Unlike in past years, the city won’t be auctioning off homes this year if their owners owe more than $750 in unpaid water bills.
Mayor Catherine Pugh mentioned 45 minutes into an hour-long press conference Wednesday that her administration has implemented a policy of no longer selling residents’ homes at tax lien sales due to water bill-related debts.
“Water bill alone, your house cannot be taken,” Pugh told reporters. “That is a mandate from this office, and we’re not having it.”
The change will apply to owner-occupied housing, but not rental properties or commercial buildings. Traditionally, the city auctions off homes each year whose owners have fallen severely delinquent on their bills, usually in May. Proprietors are notified in March that their homes are on the auction block, and have the option to pay all past due bills before the May auction, according to a city website. The city can sell homes due to unpaid water and sewer bills and other debts surmounting $750.
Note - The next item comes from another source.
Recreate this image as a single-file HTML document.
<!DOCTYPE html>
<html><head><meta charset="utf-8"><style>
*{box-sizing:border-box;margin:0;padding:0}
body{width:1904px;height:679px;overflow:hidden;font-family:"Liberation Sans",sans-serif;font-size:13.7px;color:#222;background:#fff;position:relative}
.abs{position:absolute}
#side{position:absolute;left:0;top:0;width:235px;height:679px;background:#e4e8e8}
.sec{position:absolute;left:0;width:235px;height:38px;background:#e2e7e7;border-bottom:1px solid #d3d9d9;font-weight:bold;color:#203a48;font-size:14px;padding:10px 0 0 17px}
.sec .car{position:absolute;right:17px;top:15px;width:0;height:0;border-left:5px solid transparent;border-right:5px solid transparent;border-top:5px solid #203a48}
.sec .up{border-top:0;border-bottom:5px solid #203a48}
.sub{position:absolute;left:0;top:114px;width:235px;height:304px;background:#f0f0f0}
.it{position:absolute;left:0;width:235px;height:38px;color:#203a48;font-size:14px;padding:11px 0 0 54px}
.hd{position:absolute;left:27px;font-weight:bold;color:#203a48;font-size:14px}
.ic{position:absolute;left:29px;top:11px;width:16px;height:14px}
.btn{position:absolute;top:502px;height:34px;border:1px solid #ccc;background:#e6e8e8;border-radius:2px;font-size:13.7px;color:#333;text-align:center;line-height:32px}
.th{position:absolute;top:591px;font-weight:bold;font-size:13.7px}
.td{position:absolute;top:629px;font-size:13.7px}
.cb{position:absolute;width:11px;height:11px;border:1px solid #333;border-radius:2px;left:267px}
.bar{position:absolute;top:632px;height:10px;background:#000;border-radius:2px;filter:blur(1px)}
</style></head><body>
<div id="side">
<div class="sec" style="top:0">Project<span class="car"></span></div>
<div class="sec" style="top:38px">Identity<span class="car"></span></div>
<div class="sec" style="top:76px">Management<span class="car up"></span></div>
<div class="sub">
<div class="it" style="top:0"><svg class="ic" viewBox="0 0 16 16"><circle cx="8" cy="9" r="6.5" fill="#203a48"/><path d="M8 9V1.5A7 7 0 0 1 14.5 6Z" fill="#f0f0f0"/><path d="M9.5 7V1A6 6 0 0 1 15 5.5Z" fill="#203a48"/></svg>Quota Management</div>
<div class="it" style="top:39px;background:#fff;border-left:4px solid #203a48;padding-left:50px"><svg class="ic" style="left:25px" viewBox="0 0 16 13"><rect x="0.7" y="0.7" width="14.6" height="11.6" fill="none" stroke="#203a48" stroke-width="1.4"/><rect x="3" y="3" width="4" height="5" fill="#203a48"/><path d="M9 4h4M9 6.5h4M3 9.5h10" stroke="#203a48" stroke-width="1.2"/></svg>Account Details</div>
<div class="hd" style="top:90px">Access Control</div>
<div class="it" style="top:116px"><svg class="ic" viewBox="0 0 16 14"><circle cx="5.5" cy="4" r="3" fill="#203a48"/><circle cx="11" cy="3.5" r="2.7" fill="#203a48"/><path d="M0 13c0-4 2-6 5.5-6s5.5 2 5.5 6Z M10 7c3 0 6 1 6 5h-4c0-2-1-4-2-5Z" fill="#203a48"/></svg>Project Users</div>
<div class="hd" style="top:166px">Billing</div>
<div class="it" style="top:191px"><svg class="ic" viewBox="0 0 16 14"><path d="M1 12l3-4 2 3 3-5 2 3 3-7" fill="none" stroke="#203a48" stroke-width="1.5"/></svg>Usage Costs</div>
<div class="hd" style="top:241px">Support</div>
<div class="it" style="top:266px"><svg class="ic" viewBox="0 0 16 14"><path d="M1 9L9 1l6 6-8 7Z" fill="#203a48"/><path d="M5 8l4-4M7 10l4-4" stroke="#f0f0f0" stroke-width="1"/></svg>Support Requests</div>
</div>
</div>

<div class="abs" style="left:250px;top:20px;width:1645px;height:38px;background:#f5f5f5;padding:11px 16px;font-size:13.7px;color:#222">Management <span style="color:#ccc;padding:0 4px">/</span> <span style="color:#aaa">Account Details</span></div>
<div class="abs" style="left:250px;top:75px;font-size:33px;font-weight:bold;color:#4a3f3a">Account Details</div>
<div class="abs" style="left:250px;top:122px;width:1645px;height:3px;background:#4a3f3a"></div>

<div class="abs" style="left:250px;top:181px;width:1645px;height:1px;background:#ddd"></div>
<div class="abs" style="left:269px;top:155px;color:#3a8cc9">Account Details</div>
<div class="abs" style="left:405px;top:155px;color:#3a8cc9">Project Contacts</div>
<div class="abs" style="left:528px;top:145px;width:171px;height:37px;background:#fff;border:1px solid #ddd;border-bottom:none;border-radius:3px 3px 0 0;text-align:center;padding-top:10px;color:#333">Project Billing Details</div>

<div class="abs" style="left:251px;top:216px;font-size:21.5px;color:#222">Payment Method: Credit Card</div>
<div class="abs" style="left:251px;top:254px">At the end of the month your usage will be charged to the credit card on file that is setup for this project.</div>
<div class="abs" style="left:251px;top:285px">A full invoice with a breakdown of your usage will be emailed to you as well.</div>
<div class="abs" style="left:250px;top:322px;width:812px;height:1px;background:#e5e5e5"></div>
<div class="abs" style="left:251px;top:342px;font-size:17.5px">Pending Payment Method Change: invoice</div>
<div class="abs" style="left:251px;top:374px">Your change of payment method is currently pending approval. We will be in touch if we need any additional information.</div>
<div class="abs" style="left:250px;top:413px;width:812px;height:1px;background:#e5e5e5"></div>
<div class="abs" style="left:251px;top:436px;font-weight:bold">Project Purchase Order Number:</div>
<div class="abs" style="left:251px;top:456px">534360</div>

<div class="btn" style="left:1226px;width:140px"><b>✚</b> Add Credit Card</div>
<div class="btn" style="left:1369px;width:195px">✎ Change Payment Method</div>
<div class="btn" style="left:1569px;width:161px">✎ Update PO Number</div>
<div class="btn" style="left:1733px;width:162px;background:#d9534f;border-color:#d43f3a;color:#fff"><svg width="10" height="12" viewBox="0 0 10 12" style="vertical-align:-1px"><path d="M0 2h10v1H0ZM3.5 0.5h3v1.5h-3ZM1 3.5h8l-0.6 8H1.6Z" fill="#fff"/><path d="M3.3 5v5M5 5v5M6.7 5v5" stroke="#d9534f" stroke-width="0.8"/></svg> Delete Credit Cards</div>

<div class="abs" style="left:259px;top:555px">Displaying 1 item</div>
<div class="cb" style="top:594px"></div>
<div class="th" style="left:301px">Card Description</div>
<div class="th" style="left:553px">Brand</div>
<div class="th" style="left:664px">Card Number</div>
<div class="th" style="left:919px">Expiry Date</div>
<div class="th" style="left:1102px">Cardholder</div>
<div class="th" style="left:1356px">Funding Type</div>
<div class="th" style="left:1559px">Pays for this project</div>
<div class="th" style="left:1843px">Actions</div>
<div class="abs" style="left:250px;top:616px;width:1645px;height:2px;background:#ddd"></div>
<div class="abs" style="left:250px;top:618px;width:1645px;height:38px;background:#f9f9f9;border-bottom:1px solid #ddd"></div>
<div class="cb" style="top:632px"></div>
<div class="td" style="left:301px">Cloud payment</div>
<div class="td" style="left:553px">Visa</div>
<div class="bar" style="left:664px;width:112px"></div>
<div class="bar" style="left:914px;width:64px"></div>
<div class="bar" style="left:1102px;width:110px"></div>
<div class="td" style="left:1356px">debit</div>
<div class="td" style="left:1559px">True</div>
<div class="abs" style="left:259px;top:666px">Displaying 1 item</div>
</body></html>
Of course, if many of these proprietors could just clear their debts prior to auction, they probably would. The Abell Foundation found in a 2016 report that tax lien sales disproportionately affect African-Americans, many of them elderly or living below the poverty line. In the months before their homes go to auction, they face water shutoffs that can effectively leave them living in third-world conditions.
Del. Mary Washington, who represents Baltimore’s 43rd district, proposed a bill last spring that would have banned the practice. The House of Delegates overwhelmingly approved an amended version that implemented a one-year moratorium on water bill tax lien sales, but it didn’t escape the Senate.
Rianna Eckel, Maryland organization for the environmental advocacy nonprofit Food and Water Watch, deemed the Wednesday announcement “an incredibly surprising turnaround” for Pugh. Only nine months earlier, she said, Pugh’s director of government relations, Karen Stokes, testified against Washington’s bill during a hearing at the State House.
While the total number of annual tax lien sales has actually declined in recent years, water rates aren’t at all. A report this week from independent economist Roger Colton, prepared for Food and Water Watch Maryland, found the ongoing water and sewer rate hikes of 10 and 9 percent, respectively, risk deepening a downward spiral in which more Baltimoreans can’t pay their bills, and the city therefore keeps hiking rates to compensate for that missed utility revenue.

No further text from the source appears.